INFORMATION SHOWN:

══════════

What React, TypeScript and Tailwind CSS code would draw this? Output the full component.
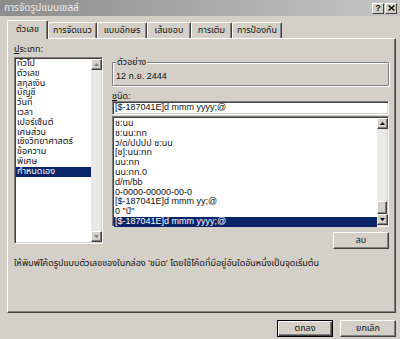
import React from "react";

const categories = [
  "ทั่วไป",
  "ตัวเลข",
  "สกุลเงิน",
  "บัญชี",
  "วันที่",
  "เวลา",
  "เปอร์เซ็นต์",
  "เศษส่วน",
  "เชิงวิทยาศาสตร์",
  "ข้อความ",
  "พิเศษ",
  "กำหนดเอง",
];

const formats = [
  "ช:นน",
  "ช:นน:ทท",
  "ว/ด/ปปปป ช:นน",
  "[ช]:นน:ทท",
  "นน:ทท",
  "นน:ทท.0",
  "d/m/bb",
  "0-0000-00000-00-0",
  "[$-187041E]d mmm yy;@",
  '0 "ปี"',
  "[$-187041E]d mmm yyyy;@",
];

const tabs = [
  { label: "ตัวเลข", w: "w-[41px]" },
  { label: "การจัดแนว", w: "w-[49px]" },
  { label: "แบบอักษร", w: "w-[50px]" },
  { label: "เส้นขอบ", w: "w-[44px]" },
  { label: "การเติม", w: "w-[41px]" },
  { label: "การป้องกัน", w: "w-[50px]" },
];

function Arrow({ up, disabled }: { up?: boolean; disabled?: boolean }) {
  return (
    <div className="flex h-[11px] w-[11px] items-center justify-center border border-t-white border-l-white border-b-[#404040] border-r-[#404040] bg-[#d4d0c8] shadow-[inset_-1px_-1px_0_#808080]">
      <svg width="5" height="3" viewBox="0 0 5 3">
        <polygon
          points={up ? "2.5,0 5,3 0,3" : "0,0 5,0 2.5,3"}
          fill={disabled ? "#808080" : "#000"}
        />
      </svg>
    </div>
  );
}

function Btn({ children, def }: { children: React.ReactNode; def?: boolean }) {
  return (
    <div
      className={`flex h-[17px] w-[56px] items-center justify-center bg-[#d4d0c8] ${
        def
          ? "border border-black shadow-[inset_1px_1px_0_white,inset_-1px_-1px_0_#404040,inset_-2px_-2px_0_#808080]"
          : "border border-t-white border-l-white border-b-[#404040] border-r-[#404040] shadow-[inset_-1px_-1px_0_#808080]"
      }`}
    >
      {children}
    </div>
  );
}

export default function App() {
  return (
    <div className="relative flex h-[339px] w-[400px] flex-col overflow-hidden bg-[#d4d0c8] font-['Liberation_Sans','Noto_Sans_Thai','DejaVu_Sans',sans-serif] text-[9px] text-[#111]">
      {/* title bar */}
      <div className="flex h-[16px] items-center justify-between bg-gradient-to-r from-[#8c8c8c] to-[#c6c6c6] pl-[4px] pr-[3px]">
        <span className="text-[10px] leading-none text-[#ececec]">
          การจัดรูปแบบเซลล์
        </span>
        <div className="flex gap-[1px]">
          <div className="flex h-[11px] w-[12px] items-center justify-center border border-t-white border-l-white border-b-[#404040] border-r-[#404040] bg-[#d4d0c8] text-[9px] font-bold leading-none">
            ?
          </div>
          <div className="flex h-[11px] w-[12px] items-center justify-center border border-t-white border-l-white border-b-[#404040] border-r-[#404040] bg-[#d4d0c8]">
            <svg width="7" height="6" viewBox="0 0 7 6">
              <path d="M0.5 0.5 L6.5 5.5 M6.5 0.5 L0.5 5.5" stroke="#000" strokeWidth="1.3" />
            </svg>
          </div>
        </div>
      </div>

      {/* tabs */}
      <div className="mt-[4px] flex h-[18px] items-end pl-[7px]">
        {tabs.map((t, i) =>
          i === 0 ? (
            <div
              key={t.label}
              className={`relative z-10 -mb-[1px] flex h-[19px] ${t.w} items-center justify-center rounded-t-[2px] border-l border-t border-white border-r border-r-[#404040] bg-[#d4d0c8] pb-[1px] shadow-[inset_-1px_0_0_#808080]`}
            >
              {t.label}
            </div>
          ) : (
            <div
              key={t.label}
              className={`flex h-[16px] ${t.w} items-center justify-center rounded-t-[2px] border-l border-t border-white border-r border-r-[#404040] shadow-[inset_-1px_0_0_#808080]`}
            >
              {t.label}
            </div>
          )
        )}
      </div>

      {/* panel */}
      <div className="ml-[7px] flex h-[275px] w-[389px] flex-col border border-t-white border-l-white border-b-[#404040] border-r-[#404040] px-[6px] pt-[5px] shadow-[inset_-1px_-1px_0_#808080]">
        <div className="flex">
          {/* left column */}
          <div className="flex w-[89px] flex-col">
            <div className="h-[10px] leading-[10px]">
              <span className="underline">ป</span>ระเภท:
            </div>
            <div className="mt-[3px] flex h-[187px] border border-t-[#808080] border-l-[#808080] border-b-white border-r-white bg-white shadow-[inset_1px_1px_0_#404040,inset_-1px_-1px_0_#d4d0c8]">
              <div className="flex flex-1 flex-col pl-[1px] pt-[1px]">
                {categories.map((c, i) => (
                  <div
                    key={c}
                    className={`h-[9.8px] pl-[1px] leading-[9.8px] ${
                      i === categories.length - 1 ? "bg-[#0a246a] text-white" : ""
                    }`}
                  >
                    {c}
                  </div>
                ))}
              </div>
              <div className="flex w-[11px] flex-col pb-[1px] pr-[1px] pt-[1px]">
                <Arrow up disabled />
                <div className="flex-1 bg-[#ebe9e5]" />
                <Arrow disabled />
              </div>
            </div>
          </div>

          {/* right column */}
          <div className="ml-[9px] flex w-[277px] flex-col pt-[18px]">
            <div className="relative h-[24px] rounded-[1px] border border-[#808080] shadow-[inset_1px_1px_0_white,1px_1px_0_white]">
              <span className="absolute -top-[6px] left-[3px] bg-[#d4d0c8] px-[1px] leading-[10px]">
                ตัวอย่าง
              </span>
              <div className="pl-[3px] pt-[8px] leading-[10px]">12 ก.ย. 2444</div>
            </div>

            <div className="mt-[5px] h-[10px] leading-[10px]">
              <span className="underline">ช</span>นิด:
            </div>
            <div className="flex h-[14px] items-center border border-t-[#808080] border-l-[#808080] border-b-white border-r-white bg-white pl-[2px] shadow-[inset_1px_1px_0_#404040,inset_-1px_-1px_0_#d4d0c8]">
              [$-187041E]d mmm yyyy;@
            </div>
            <div className="mt-[1px] flex h-[111px] border border-t-[#808080] border-l-[#808080] border-b-white border-r-white bg-white shadow-[inset_1px_1px_0_#404040,inset_-1px_-1px_0_#d4d0c8]">
              <div className="flex flex-1 flex-col pl-[1px] pt-[2px]">
                {formats.map((f, i) => (
                  <div
                    key={f}
                    className={`h-[9.8px] whitespace-pre pl-[1px] leading-[9.8px] ${
                      i === formats.length - 1 ? "bg-[#0a246a] text-white" : ""
                    }`}
                  >
                    {f}
                  </div>
                ))}
              </div>
              <div className="flex w-[11px] flex-col pb-[1px] pr-[1px] pt-[1px]">
                <Arrow up />
                <div className="flex-1 bg-[#ebe9e5]" />
                <div className="h-[13px] border border-t-white border-l-white border-b-[#404040] border-r-[#404040] bg-[#d4d0c8] shadow-[inset_-1px_-1px_0_#808080]" />
                <Arrow />
              </div>
            </div>
            <div className="mt-[5px] flex justify-end">
              <Btn>ลบ</Btn>
            </div>
          </div>
        </div>

        <div className="mt-[9px] leading-[10px]">
          ให้พิมพ์โค้ดรูปแบบตัวเลขของในกล่อง 'ชนิด' โดยใช้โค้ดที่มีอยู่อันใดอันหนึ่งเป็นจุดเริ่มต้น
        </div>
      </div>

      {/* bottom buttons */}
      <div className="mt-[7px] flex justify-end gap-[7px] pr-[4px]">
        <Btn def>ตกลง</Btn>
        <Btn>ยกเลิก</Btn>
      </div>
    </div>
  );
}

══════════

REQUIREMENT: Reproduce the full listing above verbatim, with no pictures included.

FULL SOLUTION:
What React, TypeScript and Tailwind CSS code would draw this? Output the full component.
import React from "react";

const categories = [
  "ทั่วไป",
  "ตัวเลข",
  "สกุลเงิน",
  "บัญชี",
  "วันที่",
  "เวลา",
  "เปอร์เซ็นต์",
  "เศษส่วน",
  "เชิงวิทยาศาสตร์",
  "ข้อความ",
  "พิเศษ",
  "กำหนดเอง",
];

const formats = [
  "ช:นน",
  "ช:นน:ทท",
  "ว/ด/ปปปป ช:นน",
  "[ช]:นน:ทท",
  "นน:ทท",
  "นน:ทท.0",
  "d/m/bb",
  "0-0000-00000-00-0",
  "[$-187041E]d mmm yy;@",
  '0 "ปี"',
  "[$-187041E]d mmm yyyy;@",
];

const tabs = [
  { label: "ตัวเลข", w: "w-[41px]" },
  { label: "การจัดแนว", w: "w-[49px]" },
  { label: "แบบอักษร", w: "w-[50px]" },
  { label: "เส้นขอบ", w: "w-[44px]" },
  { label: "การเติม", w: "w-[41px]" },
  { label: "การป้องกัน", w: "w-[50px]" },
];

function Arrow({ up, disabled }: { up?: boolean; disabled?: boolean }) {
  return (
    <div className="flex h-[11px] w-[11px] items-center justify-center border border-t-white border-l-white border-b-[#404040] border-r-[#404040] bg-[#d4d0c8] shadow-[inset_-1px_-1px_0_#808080]">
      <svg width="5" height="3" viewBox="0 0 5 3">
        <polygon
          points={up ? "2.5,0 5,3 0,3" : "0,0 5,0 2.5,3"}
          fill={disabled ? "#808080" : "#000"}
        />
      </svg>
    </div>
  );
}

function Btn({ children, def }: { children: React.ReactNode; def?: boolean }) {
  return (
    <div
      className={`flex h-[17px] w-[56px] items-center justify-center bg-[#d4d0c8] ${
        def
          ? "border border-black shadow-[inset_1px_1px_0_white,inset_-1px_-1px_0_#404040,inset_-2px_-2px_0_#808080]"
          : "border border-t-white border-l-white border-b-[#404040] border-r-[#404040] shadow-[inset_-1px_-1px_0_#808080]"
      }`}
    >
      {children}
    </div>
  );
}

export default function App() {
  return (
    <div className="relative flex h-[339px] w-[400px] flex-col overflow-hidden bg-[#d4d0c8] font-['Liberation_Sans','Noto_Sans_Thai','DejaVu_Sans',sans-serif] text-[9px] text-[#111]">
      {/* title bar */}
      <div className="flex h-[16px] items-center justify-between bg-gradient-to-r from-[#8c8c8c] to-[#c6c6c6] pl-[4px] pr-[3px]">
        <span className="text-[10px] leading-none text-[#ececec]">
          การจัดรูปแบบเซลล์
        </span>
        <div className="flex gap-[1px]">
          <div className="flex h-[11px] w-[12px] items-center justify-center border border-t-white border-l-white border-b-[#404040] border-r-[#404040] bg-[#d4d0c8] text-[9px] font-bold leading-none">
            ?
          </div>
          <div className="flex h-[11px] w-[12px] items-center justify-center border border-t-white border-l-white border-b-[#404040] border-r-[#404040] bg-[#d4d0c8]">
            <svg width="7" height="6" viewBox="0 0 7 6">
              <path d="M0.5 0.5 L6.5 5.5 M6.5 0.5 L0.5 5.5" stroke="#000" strokeWidth="1.3" />
            </svg>
          </div>
        </div>
      </div>

      {/* tabs */}
      <div className="mt-[4px] flex h-[18px] items-end pl-[7px]">
        {tabs.map((t, i) =>
          i === 0 ? (
            <div
              key={t.label}
              className={`relative z-10 -mb-[1px] flex h-[19px] ${t.w} items-center justify-center rounded-t-[2px] border-l border-t border-white border-r border-r-[#404040] bg-[#d4d0c8] pb-[1px] shadow-[inset_-1px_0_0_#808080]`}
            >
              {t.label}
            </div>
          ) : (
            <div
              key={t.label}
              className={`flex h-[16px] ${t.w} items-center justify-center rounded-t-[2px] border-l border-t border-white border-r border-r-[#404040] shadow-[inset_-1px_0_0_#808080]`}
            >
              {t.label}
            </div>
          )
        )}
      </div>

      {/* panel */}
      <div className="ml-[7px] flex h-[275px] w-[389px] flex-col border border-t-white border-l-white border-b-[#404040] border-r-[#404040] px-[6px] pt-[5px] shadow-[inset_-1px_-1px_0_#808080]">
        <div className="flex">
          {/* left column */}
          <div className="flex w-[89px] flex-col">
            <div className="h-[10px] leading-[10px]">
              <span className="underline">ป</span>ระเภท:
            </div>
            <div className="mt-[3px] flex h-[187px] border border-t-[#808080] border-l-[#808080] border-b-white border-r-white bg-white shadow-[inset_1px_1px_0_#404040,inset_-1px_-1px_0_#d4d0c8]">
              <div className="flex flex-1 flex-col pl-[1px] pt-[1px]">
                {categories.map((c, i) => (
                  <div
                    key={c}
                    className={`h-[9.8px] pl-[1px] leading-[9.8px] ${
                      i === categories.length - 1 ? "bg-[#0a246a] text-white" : ""
                    }`}
                  >
                    {c}
                  </div>
                ))}
              </div>
              <div className="flex w-[11px] flex-col pb-[1px] pr-[1px] pt-[1px]">
                <Arrow up disabled />
                <div className="flex-1 bg-[#ebe9e5]" />
                <Arrow disabled />
              </div>
            </div>
          </div>

          {/* right column */}
          <div className="ml-[9px] flex w-[277px] flex-col pt-[18px]">
            <div className="relative h-[24px] rounded-[1px] border border-[#808080] shadow-[inset_1px_1px_0_white,1px_1px_0_white]">
              <span className="absolute -top-[6px] left-[3px] bg-[#d4d0c8] px-[1px] leading-[10px]">
                ตัวอย่าง
              </span>
              <div className="pl-[3px] pt-[8px] leading-[10px]">12 ก.ย. 2444</div>
            </div>

            <div className="mt-[5px] h-[10px] leading-[10px]">
              <span className="underline">ช</span>นิด:
            </div>
            <div className="flex h-[14px] items-center border border-t-[#808080] border-l-[#808080] border-b-white border-r-white bg-white pl-[2px] shadow-[inset_1px_1px_0_#404040,inset_-1px_-1px_0_#d4d0c8]">
              [$-187041E]d mmm yyyy;@
            </div>
            <div className="mt-[1px] flex h-[111px] border border-t-[#808080] border-l-[#808080] border-b-white border-r-white bg-white shadow-[inset_1px_1px_0_#404040,inset_-1px_-1px_0_#d4d0c8]">
              <div className="flex flex-1 flex-col pl-[1px] pt-[2px]">
                {formats.map((f, i) => (
                  <div
                    key={f}
                    className={`h-[9.8px] whitespace-pre pl-[1px] leading-[9.8px] ${
                      i === formats.length - 1 ? "bg-[#0a246a] text-white" : ""
                    }`}
                  >
                    {f}
                  </div>
                ))}
              </div>
              <div className="flex w-[11px] flex-col pb-[1px] pr-[1px] pt-[1px]">
                <Arrow up />
                <div className="flex-1 bg-[#ebe9e5]" />
                <div className="h-[13px] border border-t-white border-l-white border-b-[#404040] border-r-[#404040] bg-[#d4d0c8] shadow-[inset_-1px_-1px_0_#808080]" />
                <Arrow />
              </div>
            </div>
            <div className="mt-[5px] flex justify-end">
              <Btn>ลบ</Btn>
            </div>
          </div>
        </div>

        <div className="mt-[9px] leading-[10px]">
          ให้พิมพ์โค้ดรูปแบบตัวเลขของในกล่อง 'ชนิด' โดยใช้โค้ดที่มีอยู่อันใดอันหนึ่งเป็นจุดเริ่มต้น
        </div>
      </div>

      {/* bottom buttons */}
      <div className="mt-[7px] flex justify-end gap-[7px] pr-[4px]">
        <Btn def>ตกลง</Btn>
        <Btn>ยกเลิก</Btn>
      </div>
    </div>
  );
}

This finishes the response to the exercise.